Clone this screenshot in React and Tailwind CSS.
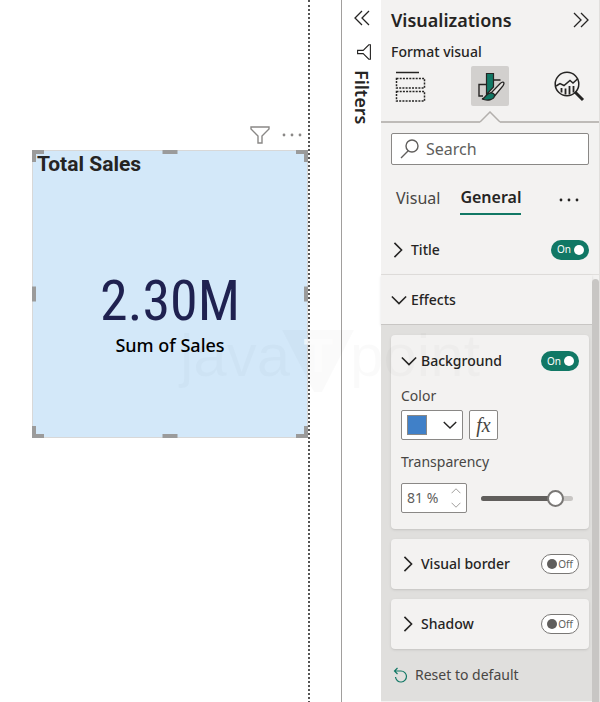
import React, { useState } from 'react';

const Chevron = ({ direction, className }) => {
  const paths = {
    right: "M5 1l8 8-8 8",
    down: "M1 5l8 8 8-8",
    up: "M1 13l8-8 8 8"
  };

  return (
    <svg className={className} fill="none" stroke="currentColor" viewBox="0 0 18 18">
      <path strokeWidth={1.8} d={paths[direction]} />
    </svg>
  );
};

const DoubleChevron = ({ left }) => (
  <svg className="w-4 h-4" fill="none" stroke="currentColor" strokeWidth={1.3} viewBox="0 0 16 16">
    <path d={left ? "M8 1L1 8l7 7M15 1L8 8l7 7" : "M1 1l7 7-7 7M8 1l7 7-7 7"} />
  </svg>
);

const Dots = () => (
  <svg className="w-5 h-4" fill="currentColor" viewBox="0 0 20 16">
    <circle cx="2" cy="8" r="1.4" />
    <circle cx="10" cy="8" r="1.4" />
    <circle cx="18" cy="8" r="1.4" />
  </svg>
);

const FieldsIcon = () => (
  <svg className="w-8 h-8" fill="none" stroke="#252423" viewBox="0 0 32 32">
    <path d="M1 2.500h23" strokeWidth="1.5" />
    <path d="M1.500 8.500h28v9.500h-28zM1.500 21.500h28v9.500h-28z" strokeWidth="1.5" strokeDasharray="2 1.200" />
  </svg>
);

const PaintIcon = () => (
  <svg className="w-8 h-8" fill="none" stroke="#252423" viewBox="0 0 32 32">
    <path d="M12 14.500H5V26h4M20 10h6.500" strokeWidth="1.4" />
    <path d="M12.500 3.500h7V17l-7 7.500z" fill="#117865" strokeWidth="1.2" />
    <path d="M29.500 12.300c1 .8.300 2.200-.4 3.400L21 25.500l-3.800-2.700 9-9.300c1.200-1.200 2.400-1.800 3.300-1.200z" fill="#e6e4e2" strokeWidth="1.3" />
    <path d="M16.500 22.800c2.300-.2 4.200 1.200 4 3.200-.7 3.800-7 5.200-12.500 3 3.700-.4 3.700-5.800 8.500-6.200z" fill="#117865" strokeWidth="1.3" />
  </svg>
);

const AnalyticsIcon = () => (
  <svg className="w-8 h-8" fill="none" stroke="#252423" viewBox="0 0 32 32">
    <circle cx="14" cy="14" r="11.800" strokeWidth="1.5" />
    <path d="M3 16l4-2.500 4 2 6-5 3 2.500 5-4.500" strokeWidth="1.5" />
    <path d="M8.500 18v4.500M12.500 18.500v6M16.500 16v8.500M20.500 16v6.500" strokeWidth="1.8" />
    <path d="M22 22l8 8" strokeWidth="3" />
  </svg>
);

const FilterIcon = ({ className }) => (
  <svg className={className} fill="none" stroke="currentColor" viewBox="0 0 20 18">
    <path strokeWidth={1.4} d="M1 1h18v2l-7 7v7H8v-7L1 3z" />
  </svg>
);

const Toggle = ({ label, defaultOn }) => {
  const [on, setOn] = useState(defaultOn);

  return (
    <button
      role="switch"
      aria-checked={on}
      aria-label={label}
      onClick={() => setOn(!on)}
      className={
        on
          ? "flex items-center justify-between w-[38px] h-5 pl-1.5 pr-[5px] rounded-full bg-[#117865] text-white text-[10px]"
          : "flex flex-row-reverse items-center justify-between w-[38px] h-5 px-[5px] rounded-full border border-[#797775] bg-white text-[#605e5c] text-[10px]"
      }
    >
      <span>{on ? 'On' : 'Off'}</span>
      <span className={on ? "w-2.5 h-2.5 rounded-full bg-white" : "w-2.5 h-2.5 rounded-full bg-[#605e5c]"} />
    </button>
  );
};

const CollapsedCard = ({ title }) => (
  <section className="flex items-center justify-between h-[50px] mt-2.5 pl-2 pr-2.5 rounded bg-[#f3f2f1] shadow">
    <button className="flex items-center gap-1 text-sm font-medium">
      <Chevron direction="right" className="w-[18px] h-4" />
      {title}
    </button>
    <Toggle label={title} defaultOn={false} />
  </section>
);

const handles = [
  "-top-px -left-px w-3 h-3 border-t-4 border-l-4",
  "-top-px -right-px w-3 h-3 border-t-4 border-r-4",
  "-bottom-px -left-px w-3 h-3 border-b-4 border-l-4",
  "-bottom-px -right-px w-3 h-3 border-b-4 border-r-4",
  "-top-px left-1/2 -translate-x-1/2 w-[15px] border-t-4",
  "-bottom-px left-1/2 -translate-x-1/2 w-[15px] border-t-4",
  "-left-px top-1/2 -translate-y-1/2 h-[15px] border-l-4",
  "-right-px top-1/2 -translate-y-1/2 h-[15px] border-l-4"
];

const Canvas = () => (
  <main className="flex-1 pt-[126px] pl-8 border-r-2 border-dotted border-[#555]">
    <div className="flex items-center justify-end gap-3 h-[18px] pr-1.5 mb-1.5 text-[#8a8886]">
      <button aria-label="Filters on visual"><FilterIcon className="w-5 h-[18px]" /></button>
      <button aria-label="More options"><Dots /></button>
    </div>
    <section className="relative flex flex-col h-72 border border-[#d8d8d8] bg-[#d3e8f9]">
      {handles.map((handle) => (
        <span key={handle} className={`absolute border-[#9b9b9b] ${handle}`} />
      ))}
      <h2 className="pl-1 text-[21px] leading-[26px] font-bold text-[#252423] font-[Roboto,sans-serif]">Total Sales</h2>
      <div className="mt-24 text-center">
        <p className="text-[56px] leading-[56px] text-[#1f2150] font-['Liberation_Sans_Narrow','Roboto_Condensed',Roboto,sans-serif]">2.30M</p>
        <p className="mt-1 text-lg leading-6 font-medium text-black">Sum of Sales</p>
      </div>
    </section>
  </main>
);

const FiltersPane = () => (
  <aside className="flex flex-col items-center w-10 ml-[31px] pt-2.5 border-l border-[#a19f9d] text-[#252423]">
    <button aria-label="Expand filters"><DoubleChevron left /></button>
    <FilterIcon className="w-4 h-4 mt-[18px] ml-1 rotate-90" />
    <h2 className="mt-2.5 text-lg leading-6 font-semibold [writing-mode:vertical-rl]">Filters</h2>
  </aside>
);

const Background = () => {
  const [transparency, setTransparency] = useState(81);

  return (
    <section className="h-[194px] px-2.5 pt-4 rounded bg-[#f3f2f1] shadow">
      <div className="flex items-center justify-between">
        <button className="flex items-center gap-1 text-sm leading-5 font-medium">
          <Chevron direction="down" className="w-4 h-4" />
          Background
        </button>
        <Toggle label="Background" defaultOn />
      </div>
      <p className="mt-[15px] text-sm leading-5 text-[#484644]">Color</p>
      <div className="flex gap-1.5 mt-1">
        <button aria-label="Color" className="flex items-center justify-between w-[62px] h-[30px] px-[5px] rounded-xs border border-[#8a8886] bg-white">
          <span className="w-5 h-5 border border-[#8a8886] bg-[#4080c8]" />
          <Chevron direction="down" className="w-3.5 h-3.5" />
        </button>
        <button aria-label="Conditional formatting" className="w-[29px] h-[30px] rounded-xs border border-[#8a8886] bg-white text-[#484644] font-['Liberation_Serif',serif] text-xl leading-6 italic">
          fx
        </button>
      </div>
      <label htmlFor="transparency" className="block mt-3 text-sm leading-5 text-[#484644]">Transparency</label>
      <div className="flex items-center mt-[11px]">
        <div className="flex items-center w-[66px] h-[30px] px-[5px] rounded-xs border border-[#8a8886] bg-white text-sm text-[#605e5c]">
          <input
            id="transparency"
            className="w-full min-w-0 outline-none"
            value={`${transparency} %`}
            onChange={(e) => setTransparency(Math.min(100, parseInt(e.target.value) || 0))}
          />
          <div className="flex flex-col gap-1 text-[#a19f9d]">
            <button aria-label="Increase" onClick={() => setTransparency(Math.min(100, transparency + 1))}>
              <Chevron direction="up" className="w-2.5 h-2.5" />
            </button>
            <button aria-label="Decrease" onClick={() => setTransparency(Math.max(0, transparency - 1))}>
              <Chevron direction="down" className="w-2.5 h-2.5" />
            </button>
          </div>
        </div>
        {/* the thumb may hang over both ends of the track */}
        <div className="relative flex flex-1 items-center h-[18px] ml-3.5 mr-1.5">
          <div className="w-full h-[5px] rounded-full overflow-hidden bg-[#c8c6c4]">
            <div className="h-full bg-[#605e5c]" style={{ width: `${transparency}%` }} />
          </div>
          <input
            type="range"
            aria-label="Transparency slider"
            min="0"
            max="100"
            value={transparency}
            onChange={(e) => setTransparency(Number(e.target.value))}
            className="absolute top-0 -left-2 w-[calc(100%+16px)] h-[18px] appearance-none bg-transparent [&::-webkit-slider-thumb]:appearance-none [&::-webkit-slider-thumb]:h-[17px] [&::-webkit-slider-thumb]:w-[17px] [&::-webkit-slider-thumb]:rounded-full [&::-webkit-slider-thumb]:border-2 [&::-webkit-slider-thumb]:border-[#797775] [&::-webkit-slider-thumb]:bg-white"
          />
        </div>
      </div>
    </section>
  );
};

const VisualizationsPane = () => (
  <aside className="flex flex-col w-[219px] bg-[#f3f2f1] border-r border-[#e1dfdd]">
    <div className="flex items-center justify-between px-2.5 pt-1.5">
      <h1 className="text-lg leading-7 font-semibold">Visualizations</h1>
      <button aria-label="Collapse pane"><DoubleChevron /></button>
    </div>
    <p className="pl-2.5 mt-2 text-sm leading-5 font-medium">Format visual</p>
    <div className="flex justify-between mt-1 px-2.5">
      <button aria-label="Build visual" className="flex items-center justify-center w-10 h-10"><FieldsIcon /></button>
      <button aria-label="Format visual" className="flex items-center justify-center w-[38px] h-10 rounded-xs bg-[#d2d0ce]"><PaintIcon /></button>
      <button aria-label="Analytics" className="flex items-center justify-center w-10 h-10"><AnalyticsIcon /></button>
    </div>
    <div className="flex items-end h-4 mt-px">
      <span className="flex-1 border-b-2 border-[#bebbb8]" />
      <svg className="w-5 h-3" fill="none" stroke="#b3b0ad" viewBox="0 0 20 12">
        <path strokeWidth="1.500" d="M0 11l10-10 10 10" />
      </svg>
      <span className="flex-1 border-b-2 border-[#bebbb8]" />
    </div>
    <label className="flex items-center gap-1.5 h-8 mt-2.5 mx-2.5 px-2 rounded-xs border border-[#8a8886] bg-white text-[#605e5c]">
      <svg className="w-5 h-5 shrink-0" fill="none" stroke="currentColor" viewBox="0 0 20 20">
        <path strokeWidth="1.400" d="M1 19l7-7M18 7a6 6 0 11-12 0 6 6 0 0112 0z" />
      </svg>
      <input aria-label="Search" placeholder="Search" className="w-full min-w-0 text-base leading-6 outline-none placeholder:text-[#605e5c]" />
    </label>
    <div className="flex items-center mt-5 pl-[15px] pr-5 text-base leading-6">
      <button className="pb-1 text-[#484644]">Visual</button>
      <button className="ml-5 pb-1 border-b-2 border-[#117865] font-semibold">General</button>
      <button aria-label="More options" className="ml-auto"><Dots /></button>
    </div>
    <div className="flex items-center justify-between h-[50px] pl-2 pr-2.5 border-b border-[#e1dfdd] mt-2.5">
      <button className="flex items-center gap-1 text-sm font-medium">
        <Chevron direction="right" className="w-[18px] h-4" />
        Title
      </button>
      <Toggle label="Title" defaultOn />
    </div>
    <div className="flex flex-1">
      <div className="flex flex-col flex-1 min-w-0">
        <div className="flex items-center h-[50px] pl-2.5 border-b border-[#c8c6c4] shadow-sm">
          <button className="flex items-center gap-1 text-sm font-medium">
            <Chevron direction="down" className="w-4 h-4" />
            Effects
          </button>
        </div>
        <div className="flex-1 pt-2.5 pb-4 pl-2.5 pr-[3px] bg-[#e0dfdd]">
          <Background />
          <CollapsedCard title="Visual border" />
          <CollapsedCard title="Shadow" />
          <button className="flex items-center gap-1.5 mt-4 pl-0.5 text-sm leading-5 text-[#484644]">
            <svg className="w-4 h-4" fill="none" stroke="#117865" viewBox="0 0 16 16">
              <path strokeWidth="1.200" d="M4.500 1L1.500 4l3 3M1.500 4H8a5.500 5.500 0 11-5.500 6" />
            </svg>
            Reset to default
          </button>
        </div>
        <div className="h-0.5 bg-[#f3f2f1]" />
      </div>
      <div className="w-[7px] mt-1 rounded-t-full bg-[#c8c6c4]" />
    </div>
  </aside>
);

const Watermark = () => (
  <div className="pointer-events-none absolute top-[316px] left-[180px] flex items-start text-[60px] leading-[80px] text-black/2 font-['Liberation_Sans',sans-serif]">
    <span>java</span>
    <div className="relative -ml-2">
      <svg className="w-[72px] h-[62px] mt-3.5" fill="currentColor" viewBox="0 0 72 62">
        <path d="M0 0h72L40 62h-8z" />
      </svg>
      <span className="absolute top-4 inset-x-0 text-center text-5xl leading-12 font-bold text-white/60">T</span>
    </div>
    <span className="-ml-1">point</span>
  </div>
);

function App() {
  return (
    <div className="relative flex min-h-screen overflow-hidden bg-white text-[#252423] font-['Noto_Sans',sans-serif]">
      <Canvas />
      <FiltersPane />
      <VisualizationsPane />
      <Watermark />
    </div>
  );
}

export default App;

> **Exercise aim**: Find and copy each line above that includes the string "React".

> **Full solution**:
Clone this screenshot in React and Tailwind CSS.
import React, { useState } from 'react';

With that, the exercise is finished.